For 50 years, his murals have nourished Austin’s soul. They’ve awakened our spirit and fed our minds.

But for artist Raúl Valdez, the countless murals he’s uplifted us with, which can be found anywhere from schools to the streets, aren’t about the finished product.

“It’s always been about the process for me,” he says. That’s because he’s never made painting a solitary experience. Over the years, Valdez has engaged community in his work by inviting neighborhood input and involving youth and residents to be part of his projects.

In 2012, the City spent $52,000 to restore one of Valdez’ iconic murals, which sprawls across a 3,000-square-foot-canvas in East Austin. Valdez’ original 1978 piece, which features images inspired by Chicano culture and Mexican history, serves as the backdrop to the outdoor Hillside Theater at the Oswaldo A.B. Cantu/Pan American Recreation Center.

Now, after half a century of producing artwork and inspiring a new generation of Austin artists, the Emma S. Barrientos Mexican American Cultural Center will honor Valdez’ life and work. The exhibit “Vida y Obra: 50 Years of Art and Activism” opens at 6 p.m. on Sept. 15 at the cultural center’s Sam Z. Coronado Gallery. The prominent exhibition kicks off a weekend of events celebrating the MACC’s 10th anniversary.

“It’s very humbling,” Valdez says of the exhibit, which will include archival photos, documents and articles that’ll give a holistic view of Valdez’ life from his rock band days to his encounters with farm worker movement leaders including Cesar Chavez and Dolores Huerta.

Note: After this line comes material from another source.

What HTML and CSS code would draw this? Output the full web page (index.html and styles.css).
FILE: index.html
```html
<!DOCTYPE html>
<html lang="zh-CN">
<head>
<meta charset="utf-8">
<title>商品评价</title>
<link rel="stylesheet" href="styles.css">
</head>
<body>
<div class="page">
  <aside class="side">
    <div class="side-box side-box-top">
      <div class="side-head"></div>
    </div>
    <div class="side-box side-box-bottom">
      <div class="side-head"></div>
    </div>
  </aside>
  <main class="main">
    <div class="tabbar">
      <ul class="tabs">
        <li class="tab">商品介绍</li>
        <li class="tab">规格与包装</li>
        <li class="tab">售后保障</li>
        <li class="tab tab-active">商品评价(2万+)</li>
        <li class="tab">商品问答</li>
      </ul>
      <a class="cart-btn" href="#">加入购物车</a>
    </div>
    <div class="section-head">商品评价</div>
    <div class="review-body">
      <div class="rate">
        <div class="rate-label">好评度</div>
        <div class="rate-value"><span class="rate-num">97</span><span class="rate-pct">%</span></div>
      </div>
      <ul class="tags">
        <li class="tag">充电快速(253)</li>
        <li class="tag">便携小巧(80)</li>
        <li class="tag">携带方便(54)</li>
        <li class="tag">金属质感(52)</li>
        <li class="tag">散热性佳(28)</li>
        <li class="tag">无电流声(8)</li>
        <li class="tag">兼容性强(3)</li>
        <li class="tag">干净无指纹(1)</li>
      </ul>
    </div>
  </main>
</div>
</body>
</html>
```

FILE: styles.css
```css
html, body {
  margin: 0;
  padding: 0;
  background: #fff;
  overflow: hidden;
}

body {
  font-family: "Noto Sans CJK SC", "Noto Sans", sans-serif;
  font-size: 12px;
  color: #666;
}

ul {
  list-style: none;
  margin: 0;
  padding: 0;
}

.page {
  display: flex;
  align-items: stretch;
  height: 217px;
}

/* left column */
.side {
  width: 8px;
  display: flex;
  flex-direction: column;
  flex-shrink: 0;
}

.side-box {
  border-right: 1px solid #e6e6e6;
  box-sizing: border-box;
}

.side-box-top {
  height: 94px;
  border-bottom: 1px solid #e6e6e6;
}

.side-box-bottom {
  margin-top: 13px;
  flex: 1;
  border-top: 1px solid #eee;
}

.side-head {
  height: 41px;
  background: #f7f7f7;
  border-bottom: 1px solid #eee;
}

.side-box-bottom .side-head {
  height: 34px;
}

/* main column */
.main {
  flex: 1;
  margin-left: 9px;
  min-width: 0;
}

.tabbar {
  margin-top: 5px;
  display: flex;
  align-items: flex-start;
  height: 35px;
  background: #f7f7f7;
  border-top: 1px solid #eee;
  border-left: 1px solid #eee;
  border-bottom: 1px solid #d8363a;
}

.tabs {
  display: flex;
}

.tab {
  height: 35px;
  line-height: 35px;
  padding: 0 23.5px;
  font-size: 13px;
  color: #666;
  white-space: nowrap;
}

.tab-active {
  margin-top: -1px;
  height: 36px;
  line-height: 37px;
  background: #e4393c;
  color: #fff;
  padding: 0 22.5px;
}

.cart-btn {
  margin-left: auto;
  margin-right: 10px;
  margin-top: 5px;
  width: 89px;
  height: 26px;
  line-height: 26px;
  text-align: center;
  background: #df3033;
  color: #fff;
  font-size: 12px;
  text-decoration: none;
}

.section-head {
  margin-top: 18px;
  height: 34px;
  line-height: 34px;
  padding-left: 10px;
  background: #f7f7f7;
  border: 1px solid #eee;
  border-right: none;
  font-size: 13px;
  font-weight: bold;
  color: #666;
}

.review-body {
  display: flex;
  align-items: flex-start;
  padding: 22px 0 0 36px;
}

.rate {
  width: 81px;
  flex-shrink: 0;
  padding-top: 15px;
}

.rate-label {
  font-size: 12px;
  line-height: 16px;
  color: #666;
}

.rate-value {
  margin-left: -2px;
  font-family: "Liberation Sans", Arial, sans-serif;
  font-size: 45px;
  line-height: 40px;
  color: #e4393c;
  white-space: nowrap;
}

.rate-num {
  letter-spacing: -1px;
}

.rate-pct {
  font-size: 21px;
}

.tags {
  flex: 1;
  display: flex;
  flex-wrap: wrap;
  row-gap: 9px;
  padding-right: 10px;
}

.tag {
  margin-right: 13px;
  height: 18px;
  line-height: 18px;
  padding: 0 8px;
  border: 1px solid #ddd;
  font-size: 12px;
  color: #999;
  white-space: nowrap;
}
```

In 2011, Valdez lost his home in the Bastrop wildfires. “It was a tragic loss,” he says. Manuscripts of books he’d started to write vanished and artwork turned to ashes. Now, Valdez has rebuilt his life and career in downtown Austin and has no plans to slow down. Often he’s asked to name what mural he’s been the most proud of creating over his lifetime, but he always has the same answer: “My next one.”

Visit austintexas.gov/esbmacc to learn more about the MACC’s 10th anniversary events, which include an open house with family activities starting at 4 p.m. on Sept. 16, followed by music and dance performances.

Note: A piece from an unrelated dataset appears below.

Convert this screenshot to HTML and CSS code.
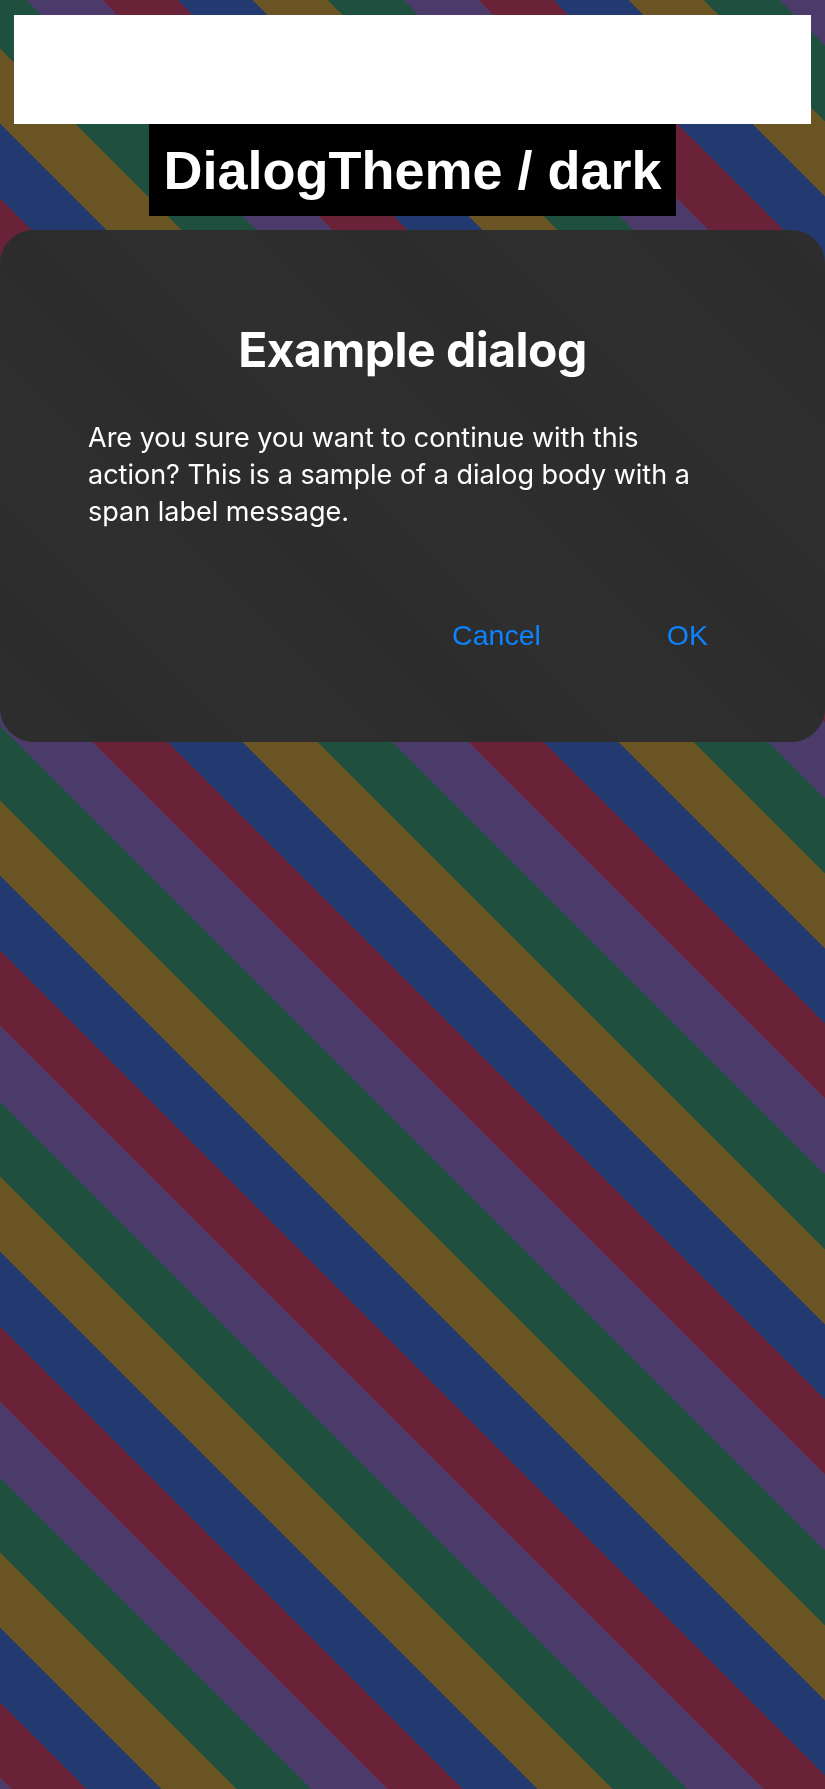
FILE: index.html
```html
<!DOCTYPE html>
<html lang="en">
<head>
<meta charset="utf-8">
<title>DialogTheme / dark</title>
<link rel="stylesheet" href="styles.css">
</head>
<body>
<div class="page">
  <div class="topbox"></div>
  <div class="label-wrap">
    <h1 class="label">DialogTheme / dark</h1>
  </div>
  <div class="dialog">
    <h2 class="dialog-title">Example dialog</h2>
    <p class="dialog-body">Are you sure you want to continue with this action? This is a sample of a dialog body with a span label message.</p>
    <div class="dialog-actions">
      <button class="dialog-btn">Cancel</button>
      <button class="dialog-btn">OK</button>
    </div>
  </div>
</div>
</body>
</html>
```

FILE: styles.css
```css
html, body {
  margin: 0;
  padding: 0;
}

body {
  background: #1f4f3f;
}

.page {
  width: 825px;
  height: 1789px;
  overflow: hidden;
  box-sizing: border-box;
  padding-top: 15px;
  background: repeating-linear-gradient(45deg,
    #4b3a6a 0 7.8px,
    #6a2238 7.8px 61px,
    #223a6f 61px 114.1px,
    #6b5424 114.1px 167.3px,
    #1f4f3f 167.3px 220.5px,
    #4b3a6a 220.5px 265.9px);
}

.topbox {
  margin: 0 14px;
  height: 109px;
  background: #ffffff;
}

.label-wrap {
  display: flex;
  justify-content: center;
}

.label {
  margin: 0;
  background: #000000;
  color: #ffffff;
  font-family: "Liberation Sans", Arial, sans-serif;
  font-weight: 700;
  font-size: 54px;
  line-height: 61px;
  padding: 16px 14px 15px;
}

.dialog {
  margin-top: 14px;
  border-radius: 34px;
  background: rgba(44, 44, 44, 0.93);
  backdrop-filter: grayscale(1);
  -webkit-backdrop-filter: grayscale(1);
  padding: 91px 88px 91px;
  color: #ffffff;
  font-family: Inter, "Noto Sans", sans-serif;
}

.dialog-title {
  margin: 0;
  text-align: center;
  font-size: 48px;
  font-weight: 700;
  line-height: 58px;
  letter-spacing: -0.5px;
}

.dialog-body {
  margin: 40px 0 0;
  max-width: 625px;
  font-size: 27px;
  font-weight: 400;
  line-height: 37px;
}

.dialog-actions {
  margin-top: 89px;
  display: flex;
  justify-content: flex-end;
  gap: 68px;
}

.dialog-btn {
  background: none;
  border: 0;
  margin: 0;
  padding: 0 29px;
  color: #0a84ff;
  font-family: "Liberation Sans", Arial, sans-serif;
  font-size: 28.5px;
  line-height: 32px;
  cursor: pointer;
}
```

MORE CULTURAL ARTS: Check out the Cultura en Austin blog

Get into a barrio daze

As anti-immigrant rhetoric rises across the country, playwright and performer Adrian Villegas imagines a world where hope sweeps through the barrio.

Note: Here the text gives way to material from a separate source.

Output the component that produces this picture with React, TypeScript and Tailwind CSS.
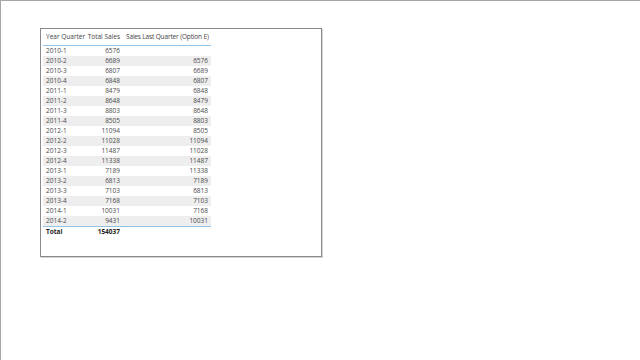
const rows: [string, string, string][] = [
  ["2010-1", "6576", ""],
  ["2010-2", "6689", "6576"],
  ["2010-3", "6807", "6689"],
  ["2010-4", "6848", "6807"],
  ["2011-1", "8479", "6848"],
  ["2011-2", "8648", "8479"],
  ["2011-3", "8803", "8648"],
  ["2011-4", "8505", "8803"],
  ["2012-1", "11094", "8505"],
  ["2012-2", "11028", "11094"],
  ["2012-3", "11487", "11028"],
  ["2012-4", "11338", "11487"],
  ["2013-1", "7189", "11338"],
  ["2013-2", "6813", "7189"],
  ["2013-3", "7103", "6813"],
  ["2013-4", "7168", "7103"],
  ["2014-1", "10031", "7168"],
  ["2014-2", "9431", "10031"],
];

export default function App() {
  return (
    <main className="w-[640px] h-[360px] bg-white border-t border-l border-[#a6a6a6] overflow-hidden font-['Open_Sans',sans-serif]">
      {/* TABLE VISUAL */}
      <div className="ml-[39px] mt-[27px] w-[282px] h-[229px] border border-[#8a8a8a] shadow-[1px_1px_0_#d4d4d4] pl-[2px]">
        <table className="table-fixed w-[168px] border-collapse text-[6.5px] leading-[10px] text-[#4a4a4a]">
          <thead>
            <tr className="h-[16px] border-b border-[#8fc3ea] text-[#3f3f3f]">
              <th className="w-[44px] pl-[3px] font-normal text-left whitespace-nowrap overflow-visible">Year Quarter</th>
              <th className="w-[36px] pr-[3px] font-normal text-right whitespace-nowrap overflow-visible">Total Sales</th>
              <th className="w-[88px] pl-[3px] font-normal text-left whitespace-nowrap overflow-visible tracking-[-0.15px]">Sales Last Quarter (Option E)</th>
            </tr>
          </thead>
          <tbody>
            {rows.map(([q, s, l], i) => (
              <tr
                key={q}
                className={`h-[10px] ${i % 2 === 1 ? "bg-[#eeeeee]" : ""} ${i === rows.length - 1 ? "border-b border-[#8fc3ea]" : ""}`}
              >
                <td className="pl-[3px] whitespace-nowrap">{q}</td>
                <td className="pr-[3px] text-right">{s}</td>
                <td className="pr-[3px] text-right">{l}</td>
              </tr>
            ))}
            <tr className="h-[10px] font-bold text-[#222]">
              <td className="pl-[3px]">Total</td>
              <td className="pr-[3px] text-right">154037</td>
              <td></td>
            </tr>
          </tbody>
        </table>
      </div>
    </main>
  );
}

Villegas — who brought us the poignant yet hilarious Latino Comedy Project show “Gentrif*cked,” spotlighting the effects of gentrification on Latino neighborhoods — now reprises his one-man show “Barrio Daze” Thursdays through Saturdays Sept. 7-16 at The Institution Theater in South Austin.

Using cultural humor and sharp social commentary as his tools of choice, Villegas brings to life nine characters ranging from a quick-tempered Tex-Mex bus driver to a Chicano U.S. Senate hopeful. “Barrio Daze” takes audiences on a tour through one day in the barrio during a turbulent national election. The lives of all of these characters collide on an important Election Day.

Villegas’ gift for creating humanizing portraits of U.S. Latino life with wit and thought-provoking instincts make “Barrio Daze” an important performance to check out as issues of race and immigration continue to dominate national and local headlines.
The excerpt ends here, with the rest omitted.